__Exercise brief__:
Print word for word the first line of the listing below and every line after it, through the line with "FaSearch, FaToolbox, FaUser". Leave out the pictures and the rest.
:::
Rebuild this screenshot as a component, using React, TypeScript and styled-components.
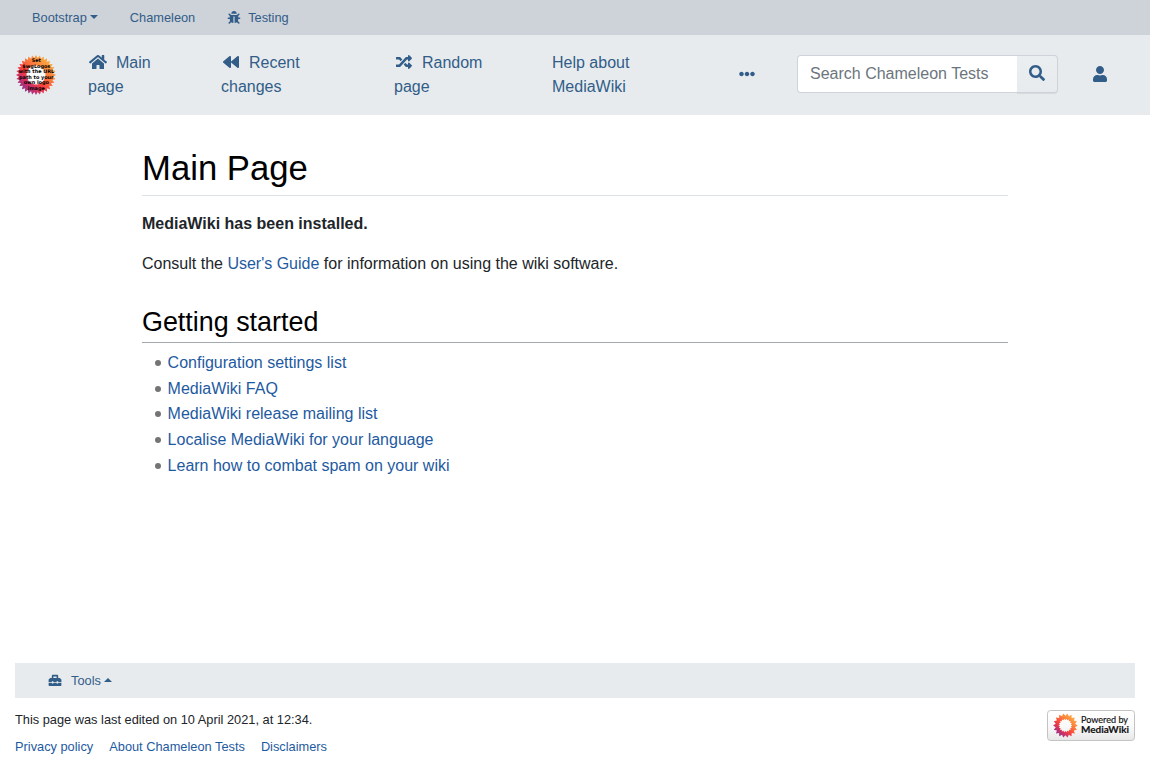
import React from "react";
import styled, { createGlobalStyle } from "styled-components";
import { FaBackward, FaBug, FaEllipsisH, FaHome, FaRandom, FaSearch, FaToolbox, FaUser } from "react-icons/fa";

const GlobalStyle = createGlobalStyle`
  *, *::before, *::after { box-sizing: border-box; }
  body {
    margin: 0;
    background: #fff;
    color: #212529;
    font: 16px/24px "Liberation Sans", Arial, sans-serif;
  }
  h1, h2, p, ul { margin: 0; padding: 0; font-weight: 400; }
  a { color: #1e5a9f; text-decoration: none; }
`;

const Page = styled.div`
  display: flex;
  flex-direction: column;
  height: 768px;
  overflow: hidden;
`;

const TopBar = styled.nav`
  display: flex;
  flex: none;
  height: 35px;
  padding-left: 32px;
  align-items: center;
  background: #ced2d9;
  font-size: 12.8px;
`;

const NavLink = styled.a<{ $gap?: number; $iconGap?: number }>`
  display: flex;
  align-items: center;
  color: #325d88;
  margin-right: ${(p) => p.$gap ?? 0}px;
  svg {
    width: 16px;
    height: 12.8px;
    margin-right: ${(p) => p.$iconGap ?? 0}px;
  }
`;

const Caret = styled.span<{ $up?: boolean }>`
  margin-left: 3px;
  margin-top: -1px;
  border: 0 solid transparent;
  border-width: ${(p) => (p.$up ? "0 4px 4px" : "4px 4px 0")};
  border-${(p) => (p.$up ? "bottom" : "top")}-color: currentColor;
`;

const MainNav = styled.nav`
  display: flex;
  flex: none;
  height: 80px;
  padding: 0 0 2px 16px;
  align-items: center;
  background: #e7ebee;
`;

const Brand = styled.a`
  width: 72px;
  height: 40px;
  margin-top: 2px;
`;

const NavItem = styled.a<{ $width: number }>`
  width: ${(p) => p.$width}px;
  flex: none;
  margin-top: 2px;
  color: #325d88;
  svg {
    width: 20px;
    height: 16px;
    margin-right: 3.5px;
    vertical-align: -2px;
  }
`;

const IconLink = styled.a<{ $width: number }>`
  display: flex;
  width: ${(p) => p.$width}px;
  flex: none;
  color: #325d88;
`;

const SearchGroup = styled.form`
  display: flex;
  width: 261px;
  height: 38px;
  margin-right: 34px;
`;

const SearchInput = styled.input`
  width: 220px;
  padding: 0 12px;
  border: 1px solid #ced2d9;
  border-right: 0;
  border-radius: 4px 0 0 4px;
  background: #fff;
  font: inherit;
  &::placeholder { color: #6c757d; opacity: 1; }
`;

const SearchButton = styled.button`
  display: flex;
  width: 41px;
  padding: 0 0 2px;
  align-items: center;
  justify-content: center;
  border: 1px solid #ced2d9;
  border-left: 0;
  border-radius: 0 4px 4px 0;
  background: linear-gradient(#ebeef1, #e7ebee);
  box-shadow: 0 1px 1px rgba(0, 0, 0, 0.075);
  color: #325d88;
`;

const Content = styled.main`
  width: 866px;
  margin: 0 auto;
  flex: 1;
`;

const PageTitle = styled.h1`
  height: 81px;
  padding-top: 32px;
  border-bottom: 1px solid #dee2e6;
  color: #000;
  font-size: 34.7px;
  line-height: 42px;
`;

const Paragraph = styled.p`
  margin-top: 16px;
`;

const SectionTitle = styled.h2`
  height: 37px;
  margin-top: 30px;
  border-bottom: 1px solid #a2a9b1;
  color: #000;
  font-size: 26.9px;
  line-height: 32px;
`;

const List = styled.ul`
  margin: 7px 0 0 12.8px;
  list-style: none;
`;

const ListItem = styled.li`
  display: flex;
  height: 25.7px;
  align-items: center;
  &::before {
    content: "";
    width: 6px;
    height: 6px;
    margin-right: 6.8px;
    border-radius: 50%;
    background: #747474;
  }
`;

const Footer = styled.footer`
  height: 105px;
  padding: 0 15px;
  font-size: 12.8px;
  line-height: 19.2px;
`;

const ToolBar = styled.div`
  display: flex;
  height: 35px;
  padding-left: 32px;
  align-items: center;
  background: #e7ebee;
`;

const FooterRow = styled.div`
  display: flex;
  justify-content: space-between;
  padding-top: 12px;
`;

const FooterLinks = styled.div`
  display: flex;
  gap: 16px;
  margin-top: 8px;
`;

const polar = (radius: number, angle: number) =>
  `${(Math.cos(angle) * radius).toFixed(2)},${(Math.sin(angle) * radius).toFixed(2)}`;

function ring(points: number, outer: number, valley: number, innerOut: number, innerIn: number) {
  const loop = (a: number, b: number) =>
    Array.from({ length: points * 2 }, (_, i) => polar(i % 2 ? b : a, (i * Math.PI) / points)).join("L");
  return `M${loop(outer, valley)}ZM${loop(innerOut, innerIn)}Z`;
}

function Sunflower({ id, d }: { id: string; d: string }) {
  return (
    <>
      <defs>
        <linearGradient id={id} x1="0.85" y1="0.1" x2="0.15" y2="0.9">
          <stop offset="0" stopColor="#fcb444" />
          <stop offset="0.35" stopColor="#fb7b3c" />
          <stop offset="0.6" stopColor="#f9403d" />
          <stop offset="0.8" stopColor="#c92f6a" />
          <stop offset="1" stopColor="#7b3a91" />
        </linearGradient>
      </defs>
      <path d={d} fill={`url(#${id})`} fillRule="evenodd" />
    </>
  );
}

const logoLines = ["Set", "$wgLogos", "with the URL", "path to your", "own logo", "image"];

function Logo() {
  return (
    <svg width="40" height="40" viewBox="-20 -20 40 40">
      <circle r="11" fill="#fff" opacity="0.85" />
      <Sunflower id="logo" d={ring(32, 20, 17, 10, 9)} />
      <g fontFamily="DejaVu Sans" fontWeight="700" fontSize="4.95" textAnchor="middle">
        {logoLines.map((line, i) => (
          <text key={line} x="0.3" y={-12.9 + i * 5.5}>{line}</text>
        ))}
      </g>
    </svg>
  );
}

function PoweredBy() {
  return (
    <svg width="88" height="31" viewBox="0 0 88 31">
      <defs>
        <linearGradient id="badge" x2="0" y2="1">
          <stop stopColor="#fff" />
          <stop offset="0.5" stopColor="#fafafa" />
          <stop offset="1" stopColor="#e7e7e7" />
        </linearGradient>
      </defs>
      <rect x="0.5" y="0.5" width="87" height="30" rx="3" fill="url(#badge)" stroke="#c3c3c3" />
      <g transform="translate(18.4 15.5)">
        <Sunflower id="flower" d={ring(18, 12.3, 9.8, 6.9, 5.5)} />
      </g>
      <g fill="#111" fontFamily="Lato, sans-serif">
        <text x="34" y="13" fontSize="8.8" textLength="47" lengthAdjust="spacingAndGlyphs" stroke="#111" strokeWidth="0.15">Powered by</text>
        <text x="34" y="22.8" fontSize="9.6" fontWeight="700" textLength="48" lengthAdjust="spacingAndGlyphs" stroke="#111" strokeWidth="0.15">MediaWiki</text>
      </g>
    </svg>
  );
}

const resources = [
  "Configuration settings list",
  "MediaWiki FAQ",
  "MediaWiki release mailing list",
  "Localise MediaWiki for your language",
  "Learn how to combat spam on your wiki",
];

export default function App() {
  return (
    <Page>
      <GlobalStyle />
      <TopBar>
        <NavLink $gap={32}>Bootstrap<Caret /></NavLink>
        <NavLink $gap={30.5}>Chameleon</NavLink>
        <NavLink $iconGap={6.4}><FaBug />Testing</NavLink>
      </TopBar>
      <MainNav>
        <Brand><Logo /></Brand>
        <NavItem $width={133}><FaHome /> Main<br />page</NavItem>
        <NavItem $width={173}><FaBackward /> Recent<br />changes</NavItem>
        <NavItem $width={158}><FaRandom /> Random<br />page</NavItem>
        <NavItem $width={187}>Help about<br />MediaWiki</NavItem>
        <IconLink $width={58}><FaEllipsisH size={16} /></IconLink>
        <SearchGroup>
          <SearchInput placeholder="Search Chameleon Tests" />
          <SearchButton type="button"><FaSearch size={16} /></SearchButton>
        </SearchGroup>
        <IconLink $width={20}><FaUser size={16} /></IconLink>
      </MainNav>
      <Content>
        <PageTitle>Main Page</PageTitle>
        <Paragraph><strong>MediaWiki has been installed.</strong></Paragraph>
        <Paragraph>Consult the <a href="#guide">User's Guide</a> for information on using the wiki software.</Paragraph>
        <SectionTitle>Getting started</SectionTitle>
        <List>
          {resources.map((name) => <ListItem key={name}><a href="#resource">{name}</a></ListItem>)}
        </List>
      </Content>
      <Footer>
        <ToolBar><NavLink $iconGap={8}><FaToolbox />Tools<Caret $up /></NavLink></ToolBar>
        <FooterRow>
          <div>
            <div>This page was last edited on 10 April 2021, at 12:34.</div>
            <FooterLinks>
              <a href="#privacy">Privacy policy</a>
              <a href="#about">About Chameleon Tests</a>
              <a href="#disclaimers">Disclaimers</a>
            </FooterLinks>
          </div>
          <PoweredBy />
        </FooterRow>
      </Footer>
    </Page>
  );
}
:::
__Result below__:
Rebuild this screenshot as a component, using React, TypeScript and styled-components.
import React from "react";
import styled, { createGlobalStyle } from "styled-components";
import { FaBackward, FaBug, FaEllipsisH, FaHome, FaRandom, FaSearch, FaToolbox, FaUser } from "react-icons/fa";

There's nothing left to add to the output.